Por se tratar de solução que pode influenciar na evolução e na personalidade de pessoas tão vulneráveis, o relator ressaltou que “é aconselhável que o abrigamento perdure o mínimo tempo possível e apenas seja adotado quando imprescindível, com o obrigatório acompanhamento estatal, dada a sua importância para a sociedade em geral”.

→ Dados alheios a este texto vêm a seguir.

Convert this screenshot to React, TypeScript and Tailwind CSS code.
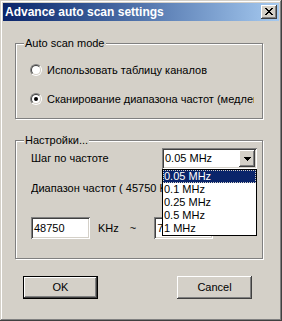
import React from 'react';

const raised = 'shadow-[inset_-1px_-1px_0_#404040,inset_1px_1px_0_#ffffff,inset_-2px_-2px_0_#808080,inset_2px_2px_0_#d4d0c8]';
const sunken = 'shadow-[inset_1px_1px_0_#808080,inset_-1px_-1px_0_#ffffff,inset_2px_2px_0_#404040,inset_-2px_-2px_0_#d4d0c8]';

const CloseGlyph: React.FC = () => (
  <svg width="8" height="7" viewBox="0 0 8 7" shapeRendering="crispEdges">
    <path
      fill="#000"
      d="M0 0h2v1H0zM6 0h2v1H6zM1 1h2v1H1zM5 1h2v1H5zM2 2h4v1H2zM3 3h2v1H3zM2 4h4v1H2zM1 5h2v1H1zM5 5h2v1H5zM0 6h2v1H0zM6 6h2v1H6z"
    />
  </svg>
);

const ArrowGlyph: React.FC = () => (
  <svg width="7" height="4" viewBox="0 0 7 4" shapeRendering="crispEdges">
    <path fill="#000" d="M0 0h7v1H0zM1 1h5v1H1zM2 2h3v1H2zM3 3h1v1H3z" />
  </svg>
);

const Radio: React.FC<{ checked?: boolean }> = ({ checked }) => (
  <div className="w-[12px] h-[12px] rounded-full border border-t-[#808080] border-l-[#808080] border-r-white border-b-white shrink-0">
    <div className="w-full h-full rounded-full border border-t-[#404040] border-l-[#404040] border-r-[#d4d0c8] border-b-[#d4d0c8] bg-white flex items-center justify-center">
      {checked && <div className="w-[4px] h-[4px] rounded-full bg-black" />}
    </div>
  </div>
);

const Group: React.FC<{ title: string; className: string; children: React.ReactNode }> = ({ title, className, children }) => (
  <div className={`relative border border-[#808080] shadow-[inset_1px_1px_0_#ffffff,1px_1px_0_#ffffff] ${className}`}>
    <span className="absolute -top-[7px] left-[8px] px-[1px] bg-[#d4d0c8] leading-[13px]">{title}</span>
    {children}
  </div>
);

const steps = ['0.05 MHz', '0.1 MHz', '0.25 MHz', '0.5 MHz', '1 MHz'];

const App: React.FC = () => {
  return (
    <div className="w-[282px] h-[321px] bg-[#d4d0c8] p-[3px] flex flex-col text-[11px] text-black font-['Liberation_Sans',Tahoma,sans-serif] shadow-[inset_-1px_-1px_0_#404040,inset_1px_1px_0_#d4d0c8,inset_-2px_-2px_0_#808080,inset_2px_2px_0_#ffffff]">
      {/* title bar */}
      <div className="h-[18px] flex items-center justify-between pl-[2px] pr-[2px] bg-gradient-to-r from-[#0a246a] to-[#a6caf0]">
        <span className="text-white font-bold text-[12px] leading-none">Advance auto scan settings</span>
        <div className={`w-[16px] h-[14px] bg-[#d4d0c8] flex items-center justify-center pb-[1px] ${raised}`}>
          <CloseGlyph />
        </div>
      </div>

      <Group title="Auto scan mode" className="mt-[22px] ml-[12px] w-[248px] h-[76px]">
        <div className="flex flex-col gap-[15px] pt-[19px] pl-[14px]">
          <div className="h-[14px] flex items-center gap-[5px]">
            <Radio />
            <span className="whitespace-nowrap">Использовать таблицу каналов</span>
          </div>
          <div className="h-[14px] flex items-center gap-[5px]">
            <Radio checked />
            <span className="w-[207px] overflow-hidden whitespace-nowrap">Сканирование диапазона частот (медленно)</span>
          </div>
        </div>
      </Group>

      <Group title="Настройки..." className="mt-[21px] ml-[12px] w-[248px] h-[119px]">
        <div className="flex flex-col pl-[15px] pt-[7px]">
          <div className="flex items-center">
            <span className="w-[131px]">Шаг по частоте</span>
            <div className={`relative w-[95px] h-[21px] bg-white flex items-center justify-between p-[2px] ${sunken}`}>
              <span className="pl-[1px]">0.05 MHz</span>
              <div className={`w-[16px] h-[17px] bg-[#d4d0c8] flex items-center justify-center ${raised}`}>
                <ArrowGlyph />
              </div>
              <div className="absolute top-full left-0 w-[95px] z-10 bg-white border border-black flex flex-col">
                {steps.map((s, i) => (
                  <div
                    key={s}
                    className={`h-[13px] leading-[13px] pl-[1px] ${i === 0 ? 'bg-[#0a246a] text-white outline outline-1 outline-dotted outline-[#d4d0c8] -outline-offset-1' : ''}`}
                  >
                    {s}
                  </div>
                ))}
              </div>
            </div>
          </div>

          <div className="mt-[13px] h-[13px] leading-[13px] w-[225px] overflow-hidden whitespace-nowrap">
            Диапазон частот ( 45750 KHz ~ 863250 KHz )
          </div>

          <div className="mt-[22px] flex items-center">
            <div className={`w-[59px] h-[22px] bg-white flex items-center pl-[3px] ${sunken}`}>48750</div>
            <span className="ml-[8px]">KHz</span>
            <span className="ml-[11px]">~</span>
            <div className={`ml-[18px] w-[59px] h-[22px] bg-white flex items-center pl-[3px] ${sunken}`}>79250</div>
          </div>
        </div>
      </Group>

      <div className="mt-[17px] flex">
        <div className="ml-[20px] w-[75px] h-[23px] border border-black">
          <div className={`w-full h-full flex items-center justify-center ${raised}`}>OK</div>
        </div>
        <div className={`ml-[79px] w-[75px] h-[23px] flex items-center justify-center ${raised}`}>Cancel</div>
      </div>
    </div>
  );
};

export default App;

O ministro também lembrou que o conceito de estrutura familiar vem sendo ampliado devido à dinâmica social, não se limitando à família natural, mas admitindo a inclusão da ideia de família substituta em inúmeras formas, como guarda, tutela e adoção formal ou informal – esta última, muitas vezes, motivada pelas dificuldades que envolvem o procedimento legal brasileiro, considerado burocrático e demorado.
“Por oportuno, consigne-se que a carência de políticas públicas para facilitar a inclusão de crianças em famílias substitutas aptas a tanto, e a inexistência de recursos destinados a ações conjugadas em todo o âmbito federativo com o intuito de facilitar a adoção legal, acabam por estimular caminhos indubitavelmente questionáveis do ponto de vista formal, mas irrefutáveis do ponto de vista social”, sublinhou o ministro.
Sensibilidade do juiz
Villas Bôas Cueva enfatizou que o Judiciário tem realizado, a cada caso concreto, a avaliação de como se dará o bem-estar de crianças e adolescentes entregues por familiares, informalmente, aos cuidados de padrinhos ou terceiros interessados em exercer o poder familiar – o que evidentemente burla o cadastro de adoção e pode estimular práticas criminosas. “O destino dessas crianças acaba sendo definido a cada julgamento, a partir de premissas fáticas e da sensibilidade do magistrado”, ponderou.
Por outro lado, ao conceder o habeas corpus, o relator ponderou que o cadastro de adotantes não tem caráter absoluto. Com base em precedentes do STJ, o ministro lembrou que o combate a situações de aparente burla ao cadastro pode resultar em cenário igualmente temerário: o prolongamento do tempo de permanência do menor em instituição de acolhimento, em verdadeira inversão da ordem legal imposta pelo ECA – que estabelece o abrigamento como última medida, e não como a primeira.